Le train roulait déjà depuis un moment lorsque le seul événement - le seul - se produisit : Ce ne fut malheureusement pas un incident gai. Voilà le fait :

Décosterd, qui est un fin observateur remarquait déjà depuis un moment que Mlle Loulette frissonnait dans son coin à cause d'une fenêtre ouverte. En brave garçon, il résolut donc de la fermer. Rien d'anormal ne se serait passé si les actionnaires du Ferney-Gex - qui sacrifient le confort de leurs clients au confort de leur portefeuille - avaient eu l'idée de munir ladite fenêtre d'une lanière, permettant de l'ouvrir et de la fermer. Décosterd résolut donc de fermer la fenêtre, cause des frissons de Mademoiselle Loulette. Pour ce, il empoigna la fenêtre du bout des doigts, la souleva tant bien que mal et pour la fermer pensa la pousser en appuyant contre le carreau.

Mais Décosterd est plus fort que les carreaux des wagons du Ferney-Gex, si bien que le carreau céda et la main de Décosterd passa au travers. Grand branle-bas dans le wagon. Comme un fou, le contrôleur bondit dans le wagon et avec force gestes et beaucoup de bruit, il nous réclama le prix du carreau cassé. Nous en avons eu pour quatre sous chacun.

Malheureusement, Décosterd s'était blessé et Gürtler, qui est samaritain, s'empressa de crier : « Il te faudra vite aller au docteur en arrivant ! ». Mais Décosterd saignait alors Benito lui fit un pansement anti-saignant.

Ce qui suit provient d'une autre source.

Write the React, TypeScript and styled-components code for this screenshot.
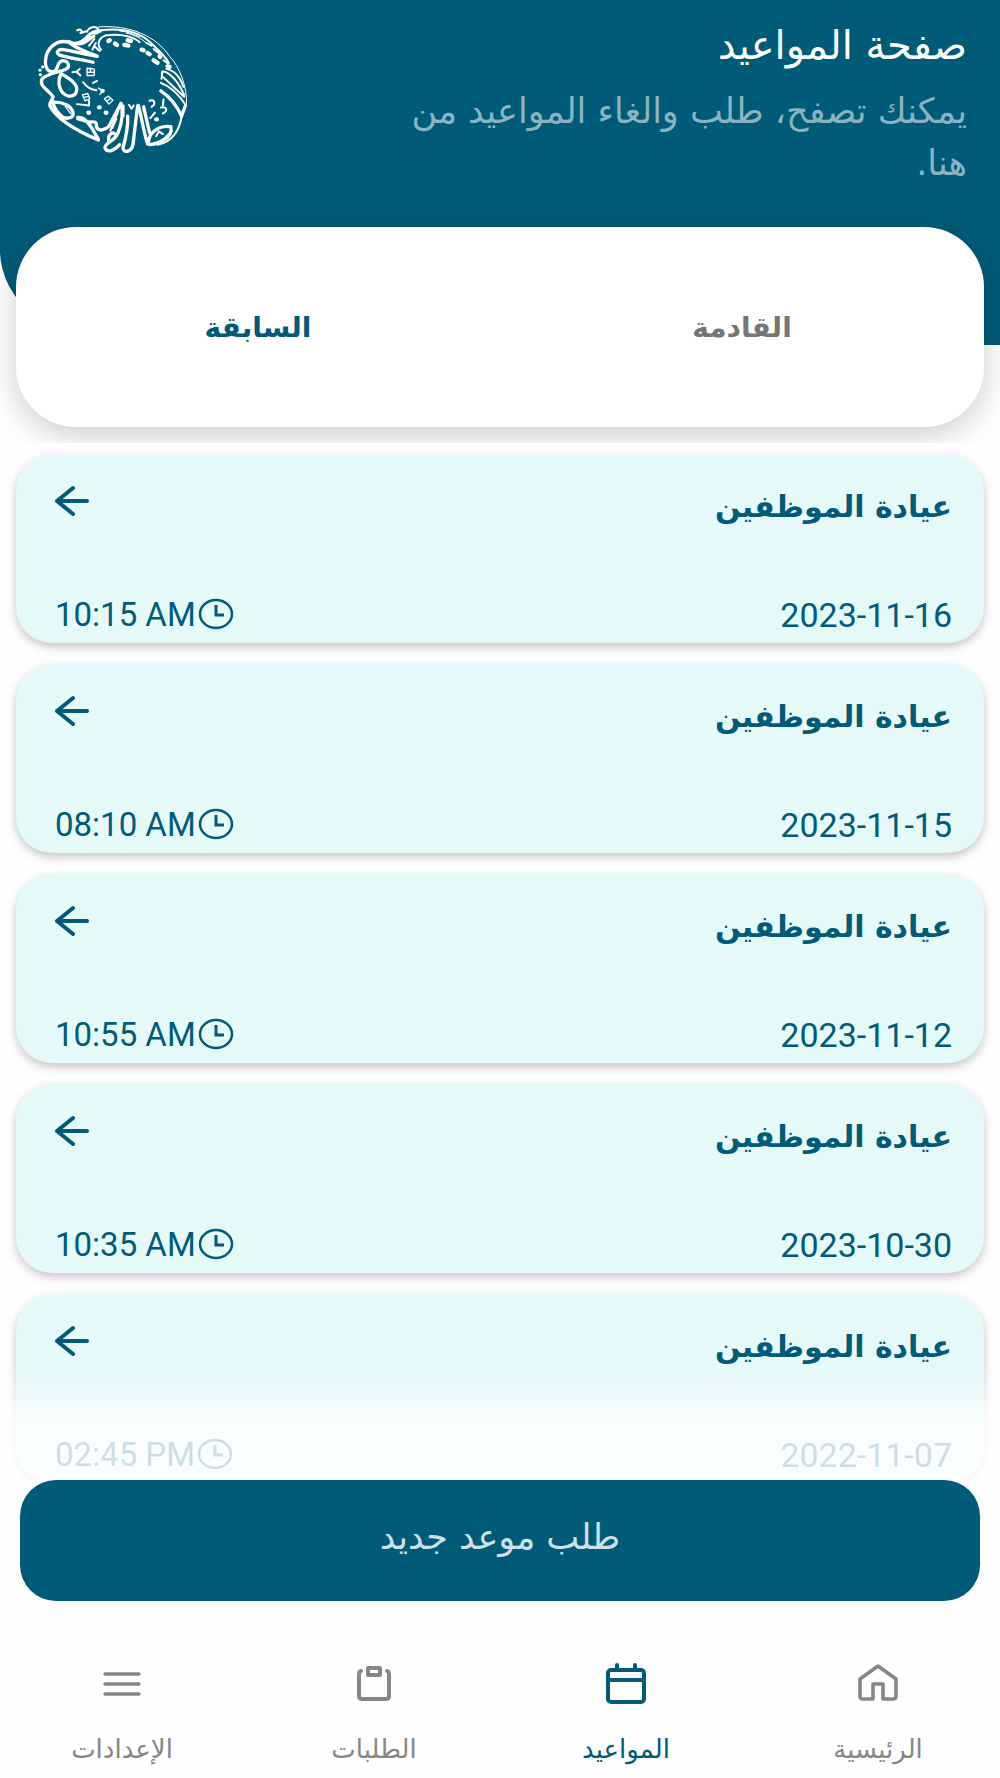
import React from "react";
import styled, { createGlobalStyle } from "styled-components";

const teal = "#005b78";

const GlobalStyle = createGlobalStyle`
  * { box-sizing: border-box; }
  body { margin: 0; background: #fefefe; font-family: "DejaVu Sans", sans-serif; }
  button { font: inherit; border: 0; padding: 0; cursor: pointer; }
  h1, h2, p, ul { margin: 0; padding: 0; }
  ul { list-style: none; }
  a { text-decoration: none; }
`;

const Screen = styled.main`
  height: 100vh;
  display: flex;
  flex-direction: column;
`;

const Top = styled.section`
  flex: none;
  overflow: hidden;
  padding-bottom: 16px;
`;

const Banner = styled.header`
  display: flex;
  justify-content: space-between;
  align-items: flex-start;
  height: 345px;
  padding: 23px 33px 0 33px;
  background: ${teal};
  border-bottom-left-radius: 120px 95px;
`;

const Intro = styled.div`
  width: 580px;
`;

const Title = styled.h1`
  font-size: 40px;
  line-height: 44px;
  font-weight: 400;
  color: #fff;
`;

const Subtitle = styled.p`
  margin-top: 18px;
  font-size: 35px;
  line-height: 52px;
  color: #8ab4c2;
`;

const Tabs = styled.div`
  position: relative;
  display: flex;
  height: 200px;
  margin: -118px 16px 0;
  border-radius: 60px;
  background: #fff;
  box-shadow: 0 8px 30px rgba(0, 0, 0, 0.2);
`;

const Tab = styled.button<{ $active?: boolean }>`
  flex: 1;
  background: none;
  font-size: 28px;
  font-weight: 700;
  color: ${(p) => (p.$active ? teal : "#757575")};
`;

const ListArea = styled.section`
  position: relative;
  flex: 1;
  min-height: 0;
`;

const List = styled.ul`
  height: 100%;
  padding: 11px 16px 0;
  display: flex;
  flex-direction: column;
  gap: 21px;
  overflow-y: auto;
  scrollbar-width: none;
`;

const Fade = styled.div`
  position: absolute;
  inset: auto 0 0;
  height: 112px;
  pointer-events: none;
  background: linear-gradient(rgba(255, 255, 255, 0), rgba(255, 255, 255, 0.8) 50%);
`;

const Card = styled.li`
  flex: none;
  display: flex;
  flex-direction: column;
  justify-content: space-between;
  height: 189px;
  padding: 29px 32px 8px 39px;
  border-radius: 36px;
  background: #e5f9f9;
  color: ${teal};
  box-shadow: 0 4px 10px rgba(0, 0, 0, 0.22);
`;

const Row = styled.div`
  display: flex;
  justify-content: space-between;
  align-items: flex-start;
`;

const CardTitle = styled.h2`
  font-size: 30px;
  line-height: 48px;
  font-weight: 700;
`;

const OpenButton = styled.button`
  display: flex;
  background: none;
  color: inherit;
`;

const DateText = styled.time`
  font-family: Roboto, sans-serif;
  font-size: 34px;
  line-height: 40px;
`;

const TimeSlot = styled.span`
  display: flex;
  align-items: center;
  direction: ltr;
  gap: 2px;
  font-family: Roboto, sans-serif;
  font-size: 33px;
  line-height: 40px;
`;

const RequestButton = styled.button`
  flex: none;
  height: 121px;
  margin: 0 20px;
  padding-bottom: 8px;
  border-radius: 36px;
  background: ${teal};
  color: #cfe0e6;
  font-size: 35px;
`;

const Nav = styled.nav`
  flex: none;
  height: 177px;
  display: grid;
  grid-template-columns: repeat(4, 1fr);
  gap: 8px;
`;

const NavLink = styled.a<{ $active?: boolean }>`
  display: flex;
  flex-direction: column;
  align-items: center;
  padding-top: 60px;
  gap: 24px;
  font-size: 26px;
  line-height: 36px;
  color: ${(p) => (p.$active ? teal : "#868686")};
`;

const stroke = {
  fill: "none",
  stroke: "currentColor",
  strokeLinecap: "round" as const,
  strokeLinejoin: "round" as const,
};

const ArrowIcon = () => (
  <svg width="36" height="36" viewBox="0 0 36 36" {...stroke} strokeWidth="4" aria-hidden="true">
    <path d="M32 18H2M18 5L2 18L18 31" />
  </svg>
);

const ClockIcon = () => (
  <svg width="36" height="34" viewBox="0 0 36 34" {...stroke} strokeWidth="2.5" aria-hidden="true">
    <ellipse cx="18" cy="16" rx="16" ry="14" />
    <path d="M18 7V17H26" strokeWidth="3" strokeLinecap="butt" strokeLinejoin="miter" />
  </svg>
);

const HomeIcon = () => (
  <svg width="44" height="46" viewBox="0 0 44 46" {...stroke} strokeWidth="3.6" aria-hidden="true">
    <path d="M22 5L4 18V35Q4 38 7 38H17V23H27V38H37Q40 38 40 35V18Z" />
  </svg>
);

const CalendarIcon = () => (
  <svg width="44" height="46" viewBox="0 0 44 46" {...stroke} strokeWidth="4" aria-hidden="true">
    <rect x="4" y="9" width="36" height="32" rx="3" />
    <path d="M4 19H40M13 4V9M31 4V9" />
  </svg>
);

const ClipboardIcon = () => (
  <svg width="44" height="46" viewBox="0 0 44 46" {...stroke} strokeWidth="4" aria-hidden="true">
    <path d="M9 10Q7 10 7 14V35Q7 38 10 38H34Q37 38 37 35V14Q37 10 35 10" />
    <rect x="16" y="7" width="12" height="7" />
  </svg>
);

const MenuIcon = () => (
  <svg width="44" height="46" viewBox="0 0 44 46" {...stroke} strokeWidth="3.4" aria-hidden="true">
    <path d="M5 13H39M5 23H39M5 33H39" />
  </svg>
);

const Logo = () => (
  <svg
    width="160"
    height="133"
    viewBox="100 70 480 400"
    fill="none"
    stroke="#fff"
    strokeLinecap="round"
    strokeLinejoin="round"
    role="img"
    aria-label="الشعار"
  >
    <g strokeWidth="10">
      <path d="M292 170C262 157 228 148 208 128C170 118 140 145 137 182C135 206 145 217 160 216C178 214 168 188 188 183C206 184 214 202 196 210C172 220 138 222 126 240C118 262 146 270 160 292C156 306 148 310 150 318C166 352 212 386 296 422" />
      <path d="M280 188C250 180 205 176 178 166C166 158 176 148 190 150C222 154 256 166 292 170" />
      <path d="M184 222C170 250 180 284 206 290C232 292 238 266 222 250C212 238 198 232 184 222Z" />
      <path d="M158 308C190 306 216 320 220 340C222 354 208 360 190 354C176 344 164 326 158 308" />
      <path d="M234 354C256 352 262 370 274 382L296 420M234 358L268 368C286 366 292 366 290 382C296 398 316 392 328 380L364 312" />
      <path d="M364 312C372 340 366 372 356 398C344 430 314 428 316 446C322 462 344 454 360 436M328 428C322 408 336 396 346 404" />
      <path d="M384 350C386 380 380 410 370 446C374 464 396 456 400 436L414 320" />
      <path d="M416 318C426 350 430 390 444 434C458 440 476 430 492 422C510 414 518 396 514 382C492 378 468 386 452 408L444 434" />
      <path d="M432 322L450 400M484 274C510 292 534 322 546 350L558 318" />
      <path d="M208 126C224 136 244 132 262 112C274 98 284 92 302 94M234 132C254 136 262 120 282 110" />
    </g>
    <g strokeWidth="6">
      <path d="M232 92C244 86 250 96 242 100L262 94M262 96C268 80 290 78 296 90C302 98 288 106 278 100" />
      <path d="M304 92C370 84 420 100 452 128C470 146 496 168 508 190" />
      <path d="M304 150C288 132 300 106 330 106C366 102 404 112 420 128" />
      <path d="M440 130L456 138M462 148L480 162M492 182L506 192" />
      <path d="M488 216C508 214 536 246 554 286M500 208C524 212 542 234 552 262M488 216L486 238" />
      <path d="M484 250C510 260 536 282 558 316M490 232L554 292" />
      <path d="M546 352C540 392 518 430 474 436M474 436L516 396" />
      <path d="M470 410L478 396L490 404" />
      <path d="M356 334L332 394M372 318V350M350 358L338 386" />
      <path d="M278 150L288 130M268 138L284 118M284 140L300 154" />
      <path d="M218 218L232 216L240 208M232 218L242 228M250 248C262 264 274 272 290 272M280 250L292 244" />
      <path d="M232 314L268 318M268 304V316M388 316L396 328L402 318" />
      <path d="M450 304C466 298 470 314 456 322M484 324C502 320 506 334 490 342M452 356L466 340M492 300L490 318" />
    </g>
    <g strokeWidth="3">
      <path d="M296 82C390 74 470 110 510 170C540 200 564 264 561 316L540 376" />
      <path d="M380 100C404 106 424 116 438 128M360 94C384 96 404 104 420 112" />
    </g>
    <g strokeWidth="4">
      <path d="M262 206L282 208M262 218H284M262 228H282M262 206V226M284 210V226M272 206V216" />
      <path d="M248 286L264 282L270 298L256 304ZM254 294L268 290" />
      <path d="M314 298L326 290L340 302L328 314ZM320 306L334 296" />
      <path d="M196 320L212 342" />
      <path d="M296 266L312 274L300 284" />
    </g>
    <g strokeWidth="9">
      <path d="M120 212H121M128 202H129M121 226H122" />
    </g>
    <g strokeWidth="13">
      <path d="M346 132L352 136M374 136L386 138M326 124L330 122M426 150L432 152M444 160L450 164M462 182L474 190M384 122L394 124" />
      <path d="M298 324H300M318 340H320M266 340H268M470 360H472M308 274H309" />
      <path d="M504 200L510 202M480 170L482 172" />
    </g>
  </svg>
);

const appointments = [
  { date: "2023-11-16", time: "10:15 AM" },
  { date: "2023-11-15", time: "08:10 AM" },
  { date: "2023-11-12", time: "10:55 AM" },
  { date: "2023-10-30", time: "10:35 AM" },
  { date: "2022-11-07", time: "02:45 PM" },
];

const links = [
  { label: "الرئيسية", Icon: HomeIcon },
  { label: "المواعيد", Icon: CalendarIcon, active: true },
  { label: "الطلبات", Icon: ClipboardIcon },
  { label: "الإعدادات", Icon: MenuIcon },
];

export default function App() {
  return (
    <Screen dir="rtl" lang="ar">
      <GlobalStyle />
      <Top>
        <Banner>
          <Intro>
            <Title>صفحة المواعيد</Title>
            <Subtitle>يمكنك تصفح، طلب والغاء المواعيد من هنا.</Subtitle>
          </Intro>
          <Logo />
        </Banner>
        <Tabs role="tablist">
          <Tab role="tab" aria-selected={false}>القادمة</Tab>
          <Tab role="tab" aria-selected $active>السابقة</Tab>
        </Tabs>
      </Top>
      <ListArea>
        <List>
          {appointments.map((item) => (
            <Card key={item.date}>
              <Row>
                <CardTitle>عيادة الموظفين</CardTitle>
                <OpenButton aria-label="عرض الموعد">
                  <ArrowIcon />
                </OpenButton>
              </Row>
              <Row>
                <DateText dateTime={item.date}>{item.date}</DateText>
                <TimeSlot>
                  {item.time}
                  <ClockIcon />
                </TimeSlot>
              </Row>
            </Card>
          ))}
        </List>
        <Fade />
      </ListArea>
      <RequestButton>طلب موعد جديد</RequestButton>
      <Nav>
        {links.map(({ label, Icon, active }) => (
          <NavLink key={label} href="#" $active={active} aria-current={active ? "page" : undefined}>
            <Icon />
            {label}
          </NavLink>
        ))}
      </Nav>
    </Screen>
  );
}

Et dire qu'un malheureux petit frisson, qui courait sur le dos de Mlle Loulette, fut la cause de tout ce branle-bas.

Je ne vous dirai pas ce que fut le retour de Ferney à Vernier, puisque ce fut le retour de l'enterrement. En revenant d'un enterrement, on n'est jamais bien gai ; on pense à ce qu'on a enterré. Nous pensions donc tous à feu notre saison des courses.

Une parole d'espoir pour finir. Ne lui disons pas « adieu », mais « au revoir » et à l'année prochaine.

Un revenant : H. Rapin (Henri) dit « La Moule à nous ».